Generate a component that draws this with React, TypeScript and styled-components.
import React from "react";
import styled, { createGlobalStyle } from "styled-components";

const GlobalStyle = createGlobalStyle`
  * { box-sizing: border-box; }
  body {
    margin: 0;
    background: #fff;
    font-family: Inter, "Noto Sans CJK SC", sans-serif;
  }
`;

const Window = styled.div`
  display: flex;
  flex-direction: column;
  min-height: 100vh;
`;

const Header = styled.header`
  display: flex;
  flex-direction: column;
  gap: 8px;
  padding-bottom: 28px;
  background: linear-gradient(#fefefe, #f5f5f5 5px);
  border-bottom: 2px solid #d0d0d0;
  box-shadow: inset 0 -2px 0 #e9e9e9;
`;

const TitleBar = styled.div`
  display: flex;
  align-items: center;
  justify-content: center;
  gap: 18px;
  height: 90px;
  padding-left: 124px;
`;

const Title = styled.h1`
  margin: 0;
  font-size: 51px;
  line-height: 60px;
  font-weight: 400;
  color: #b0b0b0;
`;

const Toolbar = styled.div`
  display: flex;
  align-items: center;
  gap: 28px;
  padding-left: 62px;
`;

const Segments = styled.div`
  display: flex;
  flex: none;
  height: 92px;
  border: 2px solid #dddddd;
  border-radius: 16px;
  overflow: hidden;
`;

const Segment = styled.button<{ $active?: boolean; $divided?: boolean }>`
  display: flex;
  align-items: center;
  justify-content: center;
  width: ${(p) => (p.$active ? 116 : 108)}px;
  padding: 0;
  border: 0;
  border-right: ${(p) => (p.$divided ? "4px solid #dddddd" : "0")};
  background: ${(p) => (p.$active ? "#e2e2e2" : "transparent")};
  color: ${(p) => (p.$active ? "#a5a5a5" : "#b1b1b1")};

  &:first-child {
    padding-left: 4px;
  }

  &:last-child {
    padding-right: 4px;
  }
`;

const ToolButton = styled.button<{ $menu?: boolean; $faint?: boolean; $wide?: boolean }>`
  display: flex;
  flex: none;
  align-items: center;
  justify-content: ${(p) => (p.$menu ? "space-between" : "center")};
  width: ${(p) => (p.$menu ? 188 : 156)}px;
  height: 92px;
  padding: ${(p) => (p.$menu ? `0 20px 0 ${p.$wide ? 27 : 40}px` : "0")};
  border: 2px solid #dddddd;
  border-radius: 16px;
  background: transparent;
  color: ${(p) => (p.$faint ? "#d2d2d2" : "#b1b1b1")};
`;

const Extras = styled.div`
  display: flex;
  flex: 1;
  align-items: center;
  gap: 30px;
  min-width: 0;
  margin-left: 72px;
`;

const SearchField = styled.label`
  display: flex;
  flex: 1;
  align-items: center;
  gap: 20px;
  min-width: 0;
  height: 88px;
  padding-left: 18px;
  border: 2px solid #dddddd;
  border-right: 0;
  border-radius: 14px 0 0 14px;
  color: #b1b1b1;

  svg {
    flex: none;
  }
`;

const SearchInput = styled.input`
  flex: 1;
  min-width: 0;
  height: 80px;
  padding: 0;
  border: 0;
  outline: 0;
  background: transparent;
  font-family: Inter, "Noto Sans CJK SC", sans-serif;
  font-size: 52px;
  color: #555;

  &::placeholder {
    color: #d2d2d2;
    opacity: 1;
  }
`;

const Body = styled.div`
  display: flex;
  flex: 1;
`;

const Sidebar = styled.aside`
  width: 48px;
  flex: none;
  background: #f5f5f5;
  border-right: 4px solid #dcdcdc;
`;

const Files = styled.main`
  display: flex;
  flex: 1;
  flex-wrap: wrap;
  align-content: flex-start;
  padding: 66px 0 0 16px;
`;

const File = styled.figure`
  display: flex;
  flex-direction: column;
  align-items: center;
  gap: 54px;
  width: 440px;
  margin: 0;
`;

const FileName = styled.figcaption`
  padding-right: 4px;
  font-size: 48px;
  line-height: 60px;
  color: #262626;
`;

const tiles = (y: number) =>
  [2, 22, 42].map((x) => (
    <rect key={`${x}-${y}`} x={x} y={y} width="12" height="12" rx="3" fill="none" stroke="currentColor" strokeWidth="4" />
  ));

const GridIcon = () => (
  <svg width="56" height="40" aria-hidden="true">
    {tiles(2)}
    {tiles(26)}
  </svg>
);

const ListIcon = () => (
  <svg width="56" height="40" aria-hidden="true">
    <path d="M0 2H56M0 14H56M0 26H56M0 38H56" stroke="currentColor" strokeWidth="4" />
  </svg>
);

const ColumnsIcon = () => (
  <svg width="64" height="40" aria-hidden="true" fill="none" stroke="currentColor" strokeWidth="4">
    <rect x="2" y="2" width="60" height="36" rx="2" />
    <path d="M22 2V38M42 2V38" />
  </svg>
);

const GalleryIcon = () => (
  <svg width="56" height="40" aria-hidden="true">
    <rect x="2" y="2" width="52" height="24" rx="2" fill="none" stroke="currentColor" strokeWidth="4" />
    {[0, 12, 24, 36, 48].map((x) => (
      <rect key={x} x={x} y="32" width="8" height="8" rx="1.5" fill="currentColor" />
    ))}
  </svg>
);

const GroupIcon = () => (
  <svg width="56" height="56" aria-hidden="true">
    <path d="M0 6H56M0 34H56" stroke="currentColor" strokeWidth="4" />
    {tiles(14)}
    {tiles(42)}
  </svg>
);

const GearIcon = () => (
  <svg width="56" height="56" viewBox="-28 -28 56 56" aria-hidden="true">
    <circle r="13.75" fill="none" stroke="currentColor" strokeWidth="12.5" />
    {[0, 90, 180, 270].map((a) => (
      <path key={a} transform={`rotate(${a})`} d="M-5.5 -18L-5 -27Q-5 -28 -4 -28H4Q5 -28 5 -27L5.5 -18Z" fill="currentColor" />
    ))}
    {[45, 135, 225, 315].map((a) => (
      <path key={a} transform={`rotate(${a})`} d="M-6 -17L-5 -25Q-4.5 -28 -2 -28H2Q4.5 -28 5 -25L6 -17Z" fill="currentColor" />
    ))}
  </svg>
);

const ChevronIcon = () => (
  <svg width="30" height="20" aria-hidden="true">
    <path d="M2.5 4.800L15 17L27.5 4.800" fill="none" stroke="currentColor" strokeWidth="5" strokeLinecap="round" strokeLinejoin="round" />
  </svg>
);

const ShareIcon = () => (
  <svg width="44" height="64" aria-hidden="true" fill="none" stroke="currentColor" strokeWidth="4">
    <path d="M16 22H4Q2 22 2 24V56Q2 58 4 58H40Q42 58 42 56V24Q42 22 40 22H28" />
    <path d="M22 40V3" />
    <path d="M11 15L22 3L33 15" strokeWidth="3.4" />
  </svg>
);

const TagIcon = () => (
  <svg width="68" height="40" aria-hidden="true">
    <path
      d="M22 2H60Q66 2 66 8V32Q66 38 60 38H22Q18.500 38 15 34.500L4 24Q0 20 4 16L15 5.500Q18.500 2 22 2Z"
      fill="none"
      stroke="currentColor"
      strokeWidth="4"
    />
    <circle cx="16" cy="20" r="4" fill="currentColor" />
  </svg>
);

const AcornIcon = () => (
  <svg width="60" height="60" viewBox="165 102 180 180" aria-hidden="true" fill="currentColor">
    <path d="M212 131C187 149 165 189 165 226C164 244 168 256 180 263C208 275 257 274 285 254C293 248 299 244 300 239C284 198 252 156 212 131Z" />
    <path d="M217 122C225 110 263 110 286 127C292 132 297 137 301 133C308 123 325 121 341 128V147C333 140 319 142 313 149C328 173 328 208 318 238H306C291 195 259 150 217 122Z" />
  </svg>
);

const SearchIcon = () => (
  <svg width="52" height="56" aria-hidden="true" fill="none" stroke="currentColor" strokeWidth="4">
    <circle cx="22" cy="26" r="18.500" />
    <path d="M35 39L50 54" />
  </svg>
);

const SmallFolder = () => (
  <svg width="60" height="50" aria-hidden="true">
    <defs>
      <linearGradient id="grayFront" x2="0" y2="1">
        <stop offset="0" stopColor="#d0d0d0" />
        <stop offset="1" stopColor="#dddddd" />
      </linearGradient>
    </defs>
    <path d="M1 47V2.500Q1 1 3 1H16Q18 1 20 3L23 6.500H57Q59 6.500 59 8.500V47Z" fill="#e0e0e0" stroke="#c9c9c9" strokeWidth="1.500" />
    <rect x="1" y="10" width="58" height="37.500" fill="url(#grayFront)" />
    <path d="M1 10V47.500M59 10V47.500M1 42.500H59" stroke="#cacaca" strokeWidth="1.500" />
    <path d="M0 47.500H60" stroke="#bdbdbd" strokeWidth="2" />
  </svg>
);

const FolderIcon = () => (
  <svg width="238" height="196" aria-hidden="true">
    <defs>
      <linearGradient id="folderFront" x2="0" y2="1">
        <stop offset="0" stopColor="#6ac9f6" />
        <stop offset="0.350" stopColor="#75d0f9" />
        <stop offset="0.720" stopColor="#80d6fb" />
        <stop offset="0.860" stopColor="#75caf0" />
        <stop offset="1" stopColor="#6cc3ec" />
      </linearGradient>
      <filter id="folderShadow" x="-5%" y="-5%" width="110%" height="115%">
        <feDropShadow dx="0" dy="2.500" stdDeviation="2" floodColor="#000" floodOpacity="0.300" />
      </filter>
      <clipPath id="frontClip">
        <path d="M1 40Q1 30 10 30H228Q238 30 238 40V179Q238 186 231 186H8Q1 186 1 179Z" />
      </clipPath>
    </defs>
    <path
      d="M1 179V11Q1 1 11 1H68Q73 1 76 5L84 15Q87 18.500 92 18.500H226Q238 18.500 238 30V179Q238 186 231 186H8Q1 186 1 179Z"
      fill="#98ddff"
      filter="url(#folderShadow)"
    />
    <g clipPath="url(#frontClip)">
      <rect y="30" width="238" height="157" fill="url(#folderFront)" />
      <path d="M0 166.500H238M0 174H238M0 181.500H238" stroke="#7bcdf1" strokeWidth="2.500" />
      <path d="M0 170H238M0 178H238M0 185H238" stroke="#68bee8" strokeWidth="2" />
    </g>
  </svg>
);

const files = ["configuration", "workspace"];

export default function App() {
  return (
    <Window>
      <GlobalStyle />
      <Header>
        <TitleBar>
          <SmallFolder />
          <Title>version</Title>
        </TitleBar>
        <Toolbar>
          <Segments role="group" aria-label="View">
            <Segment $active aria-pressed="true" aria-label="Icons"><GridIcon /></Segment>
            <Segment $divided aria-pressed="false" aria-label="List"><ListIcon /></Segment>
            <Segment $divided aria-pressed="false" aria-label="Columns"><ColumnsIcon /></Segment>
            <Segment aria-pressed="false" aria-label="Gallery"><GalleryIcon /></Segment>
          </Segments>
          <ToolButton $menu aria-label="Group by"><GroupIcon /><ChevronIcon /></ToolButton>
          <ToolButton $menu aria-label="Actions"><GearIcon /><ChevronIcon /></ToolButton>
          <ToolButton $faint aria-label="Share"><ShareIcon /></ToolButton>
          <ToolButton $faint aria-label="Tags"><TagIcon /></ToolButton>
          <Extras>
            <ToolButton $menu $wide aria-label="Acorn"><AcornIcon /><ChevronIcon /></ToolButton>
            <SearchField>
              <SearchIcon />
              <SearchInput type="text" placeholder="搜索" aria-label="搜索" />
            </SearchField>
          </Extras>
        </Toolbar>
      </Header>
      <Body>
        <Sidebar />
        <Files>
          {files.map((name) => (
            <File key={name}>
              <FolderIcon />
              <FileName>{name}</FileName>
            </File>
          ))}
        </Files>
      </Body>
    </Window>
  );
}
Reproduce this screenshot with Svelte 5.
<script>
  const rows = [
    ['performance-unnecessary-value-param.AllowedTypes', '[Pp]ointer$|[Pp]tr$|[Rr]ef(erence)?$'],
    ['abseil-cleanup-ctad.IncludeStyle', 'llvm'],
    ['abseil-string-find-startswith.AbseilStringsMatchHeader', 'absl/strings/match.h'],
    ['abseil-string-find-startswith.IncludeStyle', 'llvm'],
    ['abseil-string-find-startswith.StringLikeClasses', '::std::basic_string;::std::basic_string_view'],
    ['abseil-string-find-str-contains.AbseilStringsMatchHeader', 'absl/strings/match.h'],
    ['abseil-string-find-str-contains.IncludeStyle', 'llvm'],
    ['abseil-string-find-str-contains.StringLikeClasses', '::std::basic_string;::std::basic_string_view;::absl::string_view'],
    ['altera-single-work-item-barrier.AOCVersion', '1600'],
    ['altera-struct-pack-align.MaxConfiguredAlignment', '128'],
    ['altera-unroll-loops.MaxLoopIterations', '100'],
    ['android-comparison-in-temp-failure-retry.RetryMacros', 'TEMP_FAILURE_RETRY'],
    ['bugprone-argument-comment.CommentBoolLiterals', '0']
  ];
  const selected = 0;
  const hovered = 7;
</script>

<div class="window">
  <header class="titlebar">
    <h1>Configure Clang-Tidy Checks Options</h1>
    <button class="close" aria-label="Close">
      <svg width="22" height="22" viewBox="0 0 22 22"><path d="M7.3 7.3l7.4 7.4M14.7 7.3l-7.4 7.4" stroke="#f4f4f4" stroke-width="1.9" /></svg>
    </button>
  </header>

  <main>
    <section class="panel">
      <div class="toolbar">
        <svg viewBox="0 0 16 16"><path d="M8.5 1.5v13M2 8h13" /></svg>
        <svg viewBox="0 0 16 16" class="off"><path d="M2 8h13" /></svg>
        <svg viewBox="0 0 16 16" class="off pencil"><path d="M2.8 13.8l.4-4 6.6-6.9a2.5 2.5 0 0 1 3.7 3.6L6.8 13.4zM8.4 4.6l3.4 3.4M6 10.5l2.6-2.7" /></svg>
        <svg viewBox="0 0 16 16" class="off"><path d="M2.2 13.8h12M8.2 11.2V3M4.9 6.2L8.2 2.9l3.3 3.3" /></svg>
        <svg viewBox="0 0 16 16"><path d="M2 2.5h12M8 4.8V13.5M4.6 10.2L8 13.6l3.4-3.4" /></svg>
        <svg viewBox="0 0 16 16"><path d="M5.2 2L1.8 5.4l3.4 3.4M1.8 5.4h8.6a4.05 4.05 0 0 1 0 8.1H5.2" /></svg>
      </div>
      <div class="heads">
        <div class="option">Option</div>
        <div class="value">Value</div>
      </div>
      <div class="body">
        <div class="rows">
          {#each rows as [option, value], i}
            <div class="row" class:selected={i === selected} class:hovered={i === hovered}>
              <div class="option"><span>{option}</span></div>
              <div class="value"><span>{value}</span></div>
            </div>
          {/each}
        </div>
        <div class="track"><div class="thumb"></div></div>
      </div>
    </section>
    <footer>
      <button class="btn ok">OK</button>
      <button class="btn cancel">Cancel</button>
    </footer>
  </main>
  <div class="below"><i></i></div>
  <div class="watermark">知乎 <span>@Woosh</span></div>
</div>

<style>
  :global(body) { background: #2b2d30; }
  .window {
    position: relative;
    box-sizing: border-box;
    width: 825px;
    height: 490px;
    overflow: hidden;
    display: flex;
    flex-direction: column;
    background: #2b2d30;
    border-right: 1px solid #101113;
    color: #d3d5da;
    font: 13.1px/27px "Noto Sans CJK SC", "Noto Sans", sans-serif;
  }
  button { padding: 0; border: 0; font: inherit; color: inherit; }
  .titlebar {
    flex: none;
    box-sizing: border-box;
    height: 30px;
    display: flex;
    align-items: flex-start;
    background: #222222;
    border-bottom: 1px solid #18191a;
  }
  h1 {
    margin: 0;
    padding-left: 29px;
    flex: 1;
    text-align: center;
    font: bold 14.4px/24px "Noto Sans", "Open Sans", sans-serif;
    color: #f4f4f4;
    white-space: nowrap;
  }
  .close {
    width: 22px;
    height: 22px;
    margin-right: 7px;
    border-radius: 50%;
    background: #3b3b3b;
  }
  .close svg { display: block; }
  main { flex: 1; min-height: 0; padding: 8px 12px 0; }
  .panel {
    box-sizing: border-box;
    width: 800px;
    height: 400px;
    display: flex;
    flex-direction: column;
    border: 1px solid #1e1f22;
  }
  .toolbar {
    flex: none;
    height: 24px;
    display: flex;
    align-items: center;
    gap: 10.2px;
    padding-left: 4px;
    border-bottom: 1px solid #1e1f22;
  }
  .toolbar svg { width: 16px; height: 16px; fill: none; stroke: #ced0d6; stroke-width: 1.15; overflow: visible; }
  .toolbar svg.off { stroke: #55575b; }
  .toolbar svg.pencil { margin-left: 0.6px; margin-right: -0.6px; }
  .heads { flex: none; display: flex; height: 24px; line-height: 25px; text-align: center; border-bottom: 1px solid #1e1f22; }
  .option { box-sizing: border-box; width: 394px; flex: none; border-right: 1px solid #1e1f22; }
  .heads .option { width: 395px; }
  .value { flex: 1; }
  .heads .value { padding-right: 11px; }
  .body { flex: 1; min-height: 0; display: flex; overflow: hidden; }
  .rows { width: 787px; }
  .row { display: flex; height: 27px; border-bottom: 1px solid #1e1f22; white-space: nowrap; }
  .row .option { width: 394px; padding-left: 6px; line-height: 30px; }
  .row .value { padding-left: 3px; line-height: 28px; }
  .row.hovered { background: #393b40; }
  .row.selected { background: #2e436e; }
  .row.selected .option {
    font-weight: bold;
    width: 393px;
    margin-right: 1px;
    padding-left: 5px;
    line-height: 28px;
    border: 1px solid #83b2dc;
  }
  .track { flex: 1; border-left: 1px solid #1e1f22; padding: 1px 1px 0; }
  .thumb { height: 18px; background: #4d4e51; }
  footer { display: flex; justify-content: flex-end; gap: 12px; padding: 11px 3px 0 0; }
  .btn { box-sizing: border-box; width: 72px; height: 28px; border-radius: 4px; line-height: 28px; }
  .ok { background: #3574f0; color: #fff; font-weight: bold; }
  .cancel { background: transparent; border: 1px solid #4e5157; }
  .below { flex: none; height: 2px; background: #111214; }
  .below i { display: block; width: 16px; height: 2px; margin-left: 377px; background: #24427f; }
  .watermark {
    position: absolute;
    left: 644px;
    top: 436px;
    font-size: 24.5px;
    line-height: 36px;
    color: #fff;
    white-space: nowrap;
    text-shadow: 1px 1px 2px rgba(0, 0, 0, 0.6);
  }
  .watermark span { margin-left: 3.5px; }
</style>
-----
Problem to work on:
Among the entries above, identify all lines with "components" and copy them.

Response to this exercise:
Generate a component that draws this with React, TypeScript and styled-components.
import styled, { createGlobalStyle } from "styled-components";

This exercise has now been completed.